# When will the NFL ban Ndamukong Suh?



## HeartlandHank (Sep 10, 2013)

At this point... It's not a question of if, but *when?* He can't help himself... It's inevitable.. It's his MO.
Once he takes out one of the NFL's darlings aka has a hard impact on the post season via injury... it's over.

20 years ago...he would have been "feared" "terrifying" "a "devastating contender"... in todays NFL, that just means dirty..

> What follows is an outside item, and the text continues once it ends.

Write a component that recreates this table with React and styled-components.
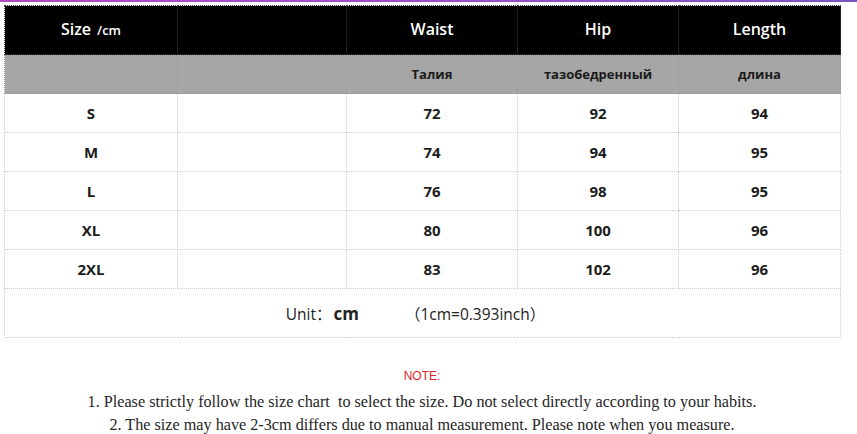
import styled, { createGlobalStyle } from "styled-components";

const GlobalStyle = createGlobalStyle`
  html, body {
    margin: 0;
    padding: 0;
    background: #ffffff;
  }
  body {
    font-family: "Open Sans", "Liberation Sans", sans-serif;
  }
`;

const Page = styled.div`
  width: 857px;
  height: 434px;
  overflow: hidden;
  background: #fff;
`;

const TopStrip = styled.div`
  height: 2px;
  background: linear-gradient(90deg, #b24ec4 0%, #9650c8 60%, #7a55c6 100%);
`;

const Sheet = styled.div`
  padding: 3px 17px 0 4px;
`;

const Chart = styled.table`
  width: 836px;
  border-collapse: collapse;
  table-layout: fixed;
`;

const Cell = styled.td`
  border: 1px dotted #cfcfcf;
  text-align: center;
  padding: 0;
  height: ${(p) => p.$h || 38}px;
  font-weight: 700;
  font-size: 15px;
  color: #1c1c1c;
  background: #fff;
`;

const HeadCell = styled(Cell)`
  background: #000;
  color: #fff;
  font-size: 16px;
  font-weight: 600;
  border-color: #3a3a3a;
  padding-bottom: 3px;
`;

const SubCell = styled(Cell)`
  background: #a6a6a6;
  font-size: 13px;
  font-weight: 700;
  color: #1a1a1a;
  border-color: #9a9a9a;
`;

const Small = styled.span`
  font-size: 13px;
  margin-left: 6px;
`;

const UnitCell = styled(Cell)`
  font-weight: 400;
  font-size: 15.5px;
  color: #222;
  padding-right: 14px;
`;

const UnitBold = styled.b`
  font-size: 17px;
  font-weight: 700;
  margin: 0 46px 0 2px;
`;

const Paren = styled.span`
  font-family: "Noto Sans CJK SC", sans-serif;
`;

const Notes = styled.div`
  width: 836px;
  margin-top: 30px;
  text-align: center;
`;

const NoteTitle = styled.div`
  color: #e0252b;
  font-family: "Liberation Sans", Arial, sans-serif;
  font-size: 12px;
  line-height: 16px;
  margin-bottom: 7px;
`;

const NoteLine = styled.div`
  font-family: "Liberation Serif", "Times New Roman", serif;
  font-size: 16.2px;
  line-height: 23px;
  color: #262626;
`;

const widths = [173, 169, 171, 161, 162];

const rows = [
  ["S", "72", "92", "94"],
  ["M", "74", "94", "95"],
  ["L", "76", "98", "95"],
  ["XL", "80", "100", "96"],
  ["2XL", "83", "102", "96"],
];

export default function App() {
  return (
    <Page>
      <GlobalStyle />
      <TopStrip />
      <Sheet>
        <Chart>
          <colgroup>
            {widths.map((w, i) => (
              <col key={i} style={{ width: w }} />
            ))}
          </colgroup>
          <tbody>
            <tr>
              <HeadCell $h={45}>
                Size<Small>/cm</Small>
              </HeadCell>
              <HeadCell $h={45} />
              <HeadCell $h={45}>Waist</HeadCell>
              <HeadCell $h={45}>Hip</HeadCell>
              <HeadCell $h={45}>Length</HeadCell>
            </tr>
            <tr>
              <SubCell />
              <SubCell />
              <SubCell>Талия</SubCell>
              <SubCell>тазобедренный</SubCell>
              <SubCell>длина</SubCell>
            </tr>
            {rows.map((r) => (
              <tr key={r[0]}>
                <Cell>{r[0]}</Cell>
                <Cell />
                <Cell>{r[1]}</Cell>
                <Cell>{r[2]}</Cell>
                <Cell>{r[3]}</Cell>
              </tr>
            ))}
            <tr>
              <UnitCell colSpan={5} $h={48}>
                Unit<Paren>：</Paren>
                <UnitBold>cm</UnitBold>
                <Paren>（</Paren>1cm=0.393inch<Paren>）</Paren>
              </UnitCell>
            </tr>
          </tbody>
        </Chart>
        <Notes>
          <NoteTitle>NOTE:</NoteTitle>
          <NoteLine>
            1. Please strictly follow the size chart&nbsp; to select the size. Do not select directly according to your habits.
          </NoteLine>
          <NoteLine>
            2. The size may have 2-3cm differs due to manual measurement. Please note when you measure.
          </NoteLine>
        </Notes>
      </Sheet>
    </Page>
  );
}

[video=youtube;zy6HO0cyeiQ]http://www.youtube.com/watch?v=zy6HO0cyeiQ[/video]


----------



## PeyoteReligion (Sep 14, 2013)

HeartlandHank said:


> At this point... It's not a question of if, but *when?* He can't help himself... It's inevitable.. It's his MO.
> Once he takes out one of the NFL's darlings aka has a hard impact on the post season via injury... it's over.
> 
> 20 years ago...he would have been "feared" "terrifying" "a "devastating contender"... in todays NFL, that just means dirty..
> ...


Yeah, the next step will have to be a suspension. After a 100k fine for one play, he needs to be removed from the game and handed a lengthy suspension. If he re-offends then it may come to a ban. But I doubt the NFLPA would just sit by and let him get banned. When was the last time a player was "banned" anyways? I feel like that doesn't ever happen. I may be wrong though...


----------



## PeyoteReligion (Sep 14, 2013)

I don't know if Suh is as dumb as he comes across or if he's just acting. It's like he doesn't know there's cameras on the field watching his every move. He can say whatever, but some of what he does is just flat out dirty, like stomping a dudes nuts out while he's already down, that's cold.


----------



## mr sunshine (Sep 15, 2013)

That guys just a bully i dont really care for him! Soon is my guess very soon.


----------



## LegalizeNature420 (Oct 19, 2013)

It sucks for him because the guy has SO much talent and could easily be known for that if he would just quit playing so damn dirty.


----------



## little butch (Nov 14, 2013)

Being from Nebraska, where he did college , I have to say he was that devastating player in college, but wasn't really a bad guy. There are a lot of disgusted and disappointed Husker fans here. Probably 'roid rage. Who knows??? All I know is that he turned into a bullying idiot, and he will get what he deserves.  & be kind.


----------



## biglungs (Nov 16, 2013)

dudes just tired of bitchass o-line cutting him trying to make it 15 so he gets that pension he needs knees for that. pussies cant handle him so hes a target


----------



## 2paranoid (Nov 16, 2013)

lol @ the hit on Cutler being included in that montage...NO PUSHING IN THE NFL!!


----------